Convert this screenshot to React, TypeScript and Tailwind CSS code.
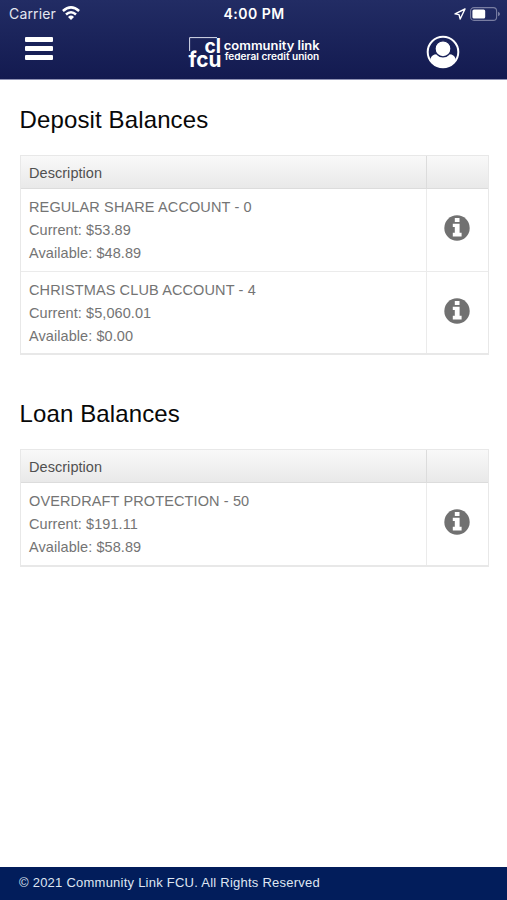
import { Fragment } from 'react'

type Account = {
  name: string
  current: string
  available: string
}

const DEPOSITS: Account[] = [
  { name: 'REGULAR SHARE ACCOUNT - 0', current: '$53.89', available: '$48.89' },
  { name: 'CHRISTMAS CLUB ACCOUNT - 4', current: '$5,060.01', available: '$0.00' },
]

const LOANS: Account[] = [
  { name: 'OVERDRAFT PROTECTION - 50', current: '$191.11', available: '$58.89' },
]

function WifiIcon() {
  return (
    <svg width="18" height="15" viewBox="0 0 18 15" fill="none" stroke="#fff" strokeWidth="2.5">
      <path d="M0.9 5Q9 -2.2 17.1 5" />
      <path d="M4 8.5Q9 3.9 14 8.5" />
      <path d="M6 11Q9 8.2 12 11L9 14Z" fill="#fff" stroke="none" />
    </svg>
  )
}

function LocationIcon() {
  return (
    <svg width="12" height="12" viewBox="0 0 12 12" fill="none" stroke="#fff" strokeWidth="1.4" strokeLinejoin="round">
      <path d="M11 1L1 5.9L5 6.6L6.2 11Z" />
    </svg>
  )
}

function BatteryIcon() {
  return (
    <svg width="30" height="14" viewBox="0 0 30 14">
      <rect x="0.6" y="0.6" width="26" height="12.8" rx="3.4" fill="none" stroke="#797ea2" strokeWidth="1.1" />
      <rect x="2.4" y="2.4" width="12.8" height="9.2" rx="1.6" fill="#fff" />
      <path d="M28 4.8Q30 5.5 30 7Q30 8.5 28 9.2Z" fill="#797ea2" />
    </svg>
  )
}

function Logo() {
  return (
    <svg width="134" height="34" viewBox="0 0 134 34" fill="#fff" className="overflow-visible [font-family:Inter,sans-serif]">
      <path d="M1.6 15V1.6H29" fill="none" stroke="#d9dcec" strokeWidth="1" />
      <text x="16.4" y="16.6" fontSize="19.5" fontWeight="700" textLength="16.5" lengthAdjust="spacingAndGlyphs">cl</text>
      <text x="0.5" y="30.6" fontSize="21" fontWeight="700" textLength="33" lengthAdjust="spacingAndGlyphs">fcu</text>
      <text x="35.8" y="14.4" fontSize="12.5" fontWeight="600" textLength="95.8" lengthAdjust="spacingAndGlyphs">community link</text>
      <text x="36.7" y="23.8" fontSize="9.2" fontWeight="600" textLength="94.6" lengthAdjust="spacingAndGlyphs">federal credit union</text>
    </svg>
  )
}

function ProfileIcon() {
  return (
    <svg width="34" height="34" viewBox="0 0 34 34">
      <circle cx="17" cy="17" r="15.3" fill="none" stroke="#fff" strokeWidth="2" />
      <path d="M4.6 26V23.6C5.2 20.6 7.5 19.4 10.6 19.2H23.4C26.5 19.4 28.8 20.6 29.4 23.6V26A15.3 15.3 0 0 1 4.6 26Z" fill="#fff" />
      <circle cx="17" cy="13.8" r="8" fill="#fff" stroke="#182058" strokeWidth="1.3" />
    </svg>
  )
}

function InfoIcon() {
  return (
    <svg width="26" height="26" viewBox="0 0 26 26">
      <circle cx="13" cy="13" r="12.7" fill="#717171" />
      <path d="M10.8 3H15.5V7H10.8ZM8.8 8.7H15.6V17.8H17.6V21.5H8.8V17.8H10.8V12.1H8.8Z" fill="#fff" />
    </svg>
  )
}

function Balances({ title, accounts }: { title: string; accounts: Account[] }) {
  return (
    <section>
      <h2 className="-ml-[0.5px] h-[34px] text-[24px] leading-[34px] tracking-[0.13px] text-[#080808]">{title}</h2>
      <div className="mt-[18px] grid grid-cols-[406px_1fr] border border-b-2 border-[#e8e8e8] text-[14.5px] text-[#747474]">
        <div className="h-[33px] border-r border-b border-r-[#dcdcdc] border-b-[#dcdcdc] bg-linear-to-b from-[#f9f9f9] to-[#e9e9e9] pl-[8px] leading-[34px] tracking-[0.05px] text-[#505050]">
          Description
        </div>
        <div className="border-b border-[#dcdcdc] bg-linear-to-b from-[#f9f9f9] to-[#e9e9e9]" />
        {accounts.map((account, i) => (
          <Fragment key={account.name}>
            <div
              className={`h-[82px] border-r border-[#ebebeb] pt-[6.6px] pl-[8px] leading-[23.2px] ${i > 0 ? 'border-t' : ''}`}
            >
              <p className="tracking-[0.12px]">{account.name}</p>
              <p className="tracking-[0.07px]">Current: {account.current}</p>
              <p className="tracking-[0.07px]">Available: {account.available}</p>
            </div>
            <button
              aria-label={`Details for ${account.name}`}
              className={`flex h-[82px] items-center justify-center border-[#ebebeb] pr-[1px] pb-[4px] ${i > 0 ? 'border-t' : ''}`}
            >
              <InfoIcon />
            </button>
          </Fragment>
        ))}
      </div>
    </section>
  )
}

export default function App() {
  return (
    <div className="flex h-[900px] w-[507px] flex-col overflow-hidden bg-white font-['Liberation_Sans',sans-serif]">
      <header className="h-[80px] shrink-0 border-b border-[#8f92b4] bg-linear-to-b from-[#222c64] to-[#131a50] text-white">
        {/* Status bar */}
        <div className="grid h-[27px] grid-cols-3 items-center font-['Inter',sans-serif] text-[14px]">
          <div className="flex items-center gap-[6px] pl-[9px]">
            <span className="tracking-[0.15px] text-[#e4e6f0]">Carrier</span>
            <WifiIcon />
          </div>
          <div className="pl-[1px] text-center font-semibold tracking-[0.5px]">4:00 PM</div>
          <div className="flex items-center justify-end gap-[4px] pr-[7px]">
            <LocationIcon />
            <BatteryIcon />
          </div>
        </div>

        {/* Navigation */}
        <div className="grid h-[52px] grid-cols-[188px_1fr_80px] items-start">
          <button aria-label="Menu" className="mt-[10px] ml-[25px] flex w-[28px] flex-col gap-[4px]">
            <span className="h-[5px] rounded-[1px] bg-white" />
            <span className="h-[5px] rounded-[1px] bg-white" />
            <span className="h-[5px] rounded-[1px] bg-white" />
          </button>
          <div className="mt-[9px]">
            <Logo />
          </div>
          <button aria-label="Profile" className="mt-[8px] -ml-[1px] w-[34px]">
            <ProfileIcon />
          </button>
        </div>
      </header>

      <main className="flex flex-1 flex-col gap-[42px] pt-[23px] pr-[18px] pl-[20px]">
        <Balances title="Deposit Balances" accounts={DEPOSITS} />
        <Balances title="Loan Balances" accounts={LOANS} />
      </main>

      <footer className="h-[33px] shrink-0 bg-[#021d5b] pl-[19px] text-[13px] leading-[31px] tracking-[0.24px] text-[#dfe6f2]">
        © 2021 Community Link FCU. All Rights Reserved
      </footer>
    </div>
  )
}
┄┄┄┄┄┄┄┄┄┄
Task instructions: Repeat all of the data above word for word, minus the pictures.

Written reply:
Convert this screenshot to React, TypeScript and Tailwind CSS code.
import { Fragment } from 'react'

type Account = {
  name: string
  current: string
  available: string
}

const DEPOSITS: Account[] = [
  { name: 'REGULAR SHARE ACCOUNT - 0', current: '$53.89', available: '$48.89' },
  { name: 'CHRISTMAS CLUB ACCOUNT - 4', current: '$5,060.01', available: '$0.00' },
]

const LOANS: Account[] = [
  { name: 'OVERDRAFT PROTECTION - 50', current: '$191.11', available: '$58.89' },
]

function WifiIcon() {
  return (
    <svg width="18" height="15" viewBox="0 0 18 15" fill="none" stroke="#fff" strokeWidth="2.5">
      <path d="M0.9 5Q9 -2.2 17.1 5" />
      <path d="M4 8.5Q9 3.9 14 8.5" />
      <path d="M6 11Q9 8.2 12 11L9 14Z" fill="#fff" stroke="none" />
    </svg>
  )
}

function LocationIcon() {
  return (
    <svg width="12" height="12" viewBox="0 0 12 12" fill="none" stroke="#fff" strokeWidth="1.4" strokeLinejoin="round">
      <path d="M11 1L1 5.9L5 6.6L6.2 11Z" />
    </svg>
  )
}

function BatteryIcon() {
  return (
    <svg width="30" height="14" viewBox="0 0 30 14">
      <rect x="0.6" y="0.6" width="26" height="12.8" rx="3.4" fill="none" stroke="#797ea2" strokeWidth="1.1" />
      <rect x="2.4" y="2.4" width="12.8" height="9.2" rx="1.6" fill="#fff" />
      <path d="M28 4.8Q30 5.5 30 7Q30 8.5 28 9.2Z" fill="#797ea2" />
    </svg>
  )
}

function Logo() {
  return (
    <svg width="134" height="34" viewBox="0 0 134 34" fill="#fff" className="overflow-visible [font-family:Inter,sans-serif]">
      <path d="M1.6 15V1.6H29" fill="none" stroke="#d9dcec" strokeWidth="1" />
      <text x="16.4" y="16.6" fontSize="19.5" fontWeight="700" textLength="16.5" lengthAdjust="spacingAndGlyphs">cl</text>
      <text x="0.5" y="30.6" fontSize="21" fontWeight="700" textLength="33" lengthAdjust="spacingAndGlyphs">fcu</text>
      <text x="35.8" y="14.4" fontSize="12.5" fontWeight="600" textLength="95.8" lengthAdjust="spacingAndGlyphs">community link</text>
      <text x="36.7" y="23.8" fontSize="9.2" fontWeight="600" textLength="94.6" lengthAdjust="spacingAndGlyphs">federal credit union</text>
    </svg>
  )
}

function ProfileIcon() {
  return (
    <svg width="34" height="34" viewBox="0 0 34 34">
      <circle cx="17" cy="17" r="15.3" fill="none" stroke="#fff" strokeWidth="2" />
      <path d="M4.6 26V23.6C5.2 20.6 7.5 19.4 10.6 19.2H23.4C26.5 19.4 28.8 20.6 29.4 23.6V26A15.3 15.3 0 0 1 4.6 26Z" fill="#fff" />
      <circle cx="17" cy="13.8" r="8" fill="#fff" stroke="#182058" strokeWidth="1.3" />
    </svg>
  )
}

function InfoIcon() {
  return (
    <svg width="26" height="26" viewBox="0 0 26 26">
      <circle cx="13" cy="13" r="12.7" fill="#717171" />
      <path d="M10.8 3H15.5V7H10.8ZM8.8 8.7H15.6V17.8H17.6V21.5H8.8V17.8H10.8V12.1H8.8Z" fill="#fff" />
    </svg>
  )
}

function Balances({ title, accounts }: { title: string; accounts: Account[] }) {
  return (
    <section>
      <h2 className="-ml-[0.5px] h-[34px] text-[24px] leading-[34px] tracking-[0.13px] text-[#080808]">{title}</h2>
      <div className="mt-[18px] grid grid-cols-[406px_1fr] border border-b-2 border-[#e8e8e8] text-[14.5px] text-[#747474]">
        <div className="h-[33px] border-r border-b border-r-[#dcdcdc] border-b-[#dcdcdc] bg-linear-to-b from-[#f9f9f9] to-[#e9e9e9] pl-[8px] leading-[34px] tracking-[0.05px] text-[#505050]">
          Description
        </div>
        <div className="border-b border-[#dcdcdc] bg-linear-to-b from-[#f9f9f9] to-[#e9e9e9]" />
        {accounts.map((account, i) => (
          <Fragment key={account.name}>
            <div
              className={`h-[82px] border-r border-[#ebebeb] pt-[6.6px] pl-[8px] leading-[23.2px] ${i > 0 ? 'border-t' : ''}`}
            >
              <p className="tracking-[0.12px]">{account.name}</p>
              <p className="tracking-[0.07px]">Current: {account.current}</p>
              <p className="tracking-[0.07px]">Available: {account.available}</p>
            </div>
            <button
              aria-label={`Details for ${account.name}`}
              className={`flex h-[82px] items-center justify-center border-[#ebebeb] pr-[1px] pb-[4px] ${i > 0 ? 'border-t' : ''}`}
            >
              <InfoIcon />
            </button>
          </Fragment>
        ))}
      </div>
    </section>
  )
}

export default function App() {
  return (
    <div className="flex h-[900px] w-[507px] flex-col overflow-hidden bg-white font-['Liberation_Sans',sans-serif]">
      <header className="h-[80px] shrink-0 border-b border-[#8f92b4] bg-linear-to-b from-[#222c64] to-[#131a50] text-white">
        {/* Status bar */}
        <div className="grid h-[27px] grid-cols-3 items-center font-['Inter',sans-serif] text-[14px]">
          <div className="flex items-center gap-[6px] pl-[9px]">
            <span className="tracking-[0.15px] text-[#e4e6f0]">Carrier</span>
            <WifiIcon />
          </div>
          <div className="pl-[1px] text-center font-semibold tracking-[0.5px]">4:00 PM</div>
          <div className="flex items-center justify-end gap-[4px] pr-[7px]">
            <LocationIcon />
            <BatteryIcon />
          </div>
        </div>

        {/* Navigation */}
        <div className="grid h-[52px] grid-cols-[188px_1fr_80px] items-start">
          <button aria-label="Menu" className="mt-[10px] ml-[25px] flex w-[28px] flex-col gap-[4px]">
            <span className="h-[5px] rounded-[1px] bg-white" />
            <span className="h-[5px] rounded-[1px] bg-white" />
            <span className="h-[5px] rounded-[1px] bg-white" />
          </button>
          <div className="mt-[9px]">
            <Logo />
          </div>
          <button aria-label="Profile" className="mt-[8px] -ml-[1px] w-[34px]">
            <ProfileIcon />
          </button>
        </div>
      </header>

      <main className="flex flex-1 flex-col gap-[42px] pt-[23px] pr-[18px] pl-[20px]">
        <Balances title="Deposit Balances" accounts={DEPOSITS} />
        <Balances title="Loan Balances" accounts={LOANS} />
      </main>

      <footer className="h-[33px] shrink-0 bg-[#021d5b] pl-[19px] text-[13px] leading-[31px] tracking-[0.24px] text-[#dfe6f2]">
        © 2021 Community Link FCU. All Rights Reserved
      </footer>
    </div>
  )
}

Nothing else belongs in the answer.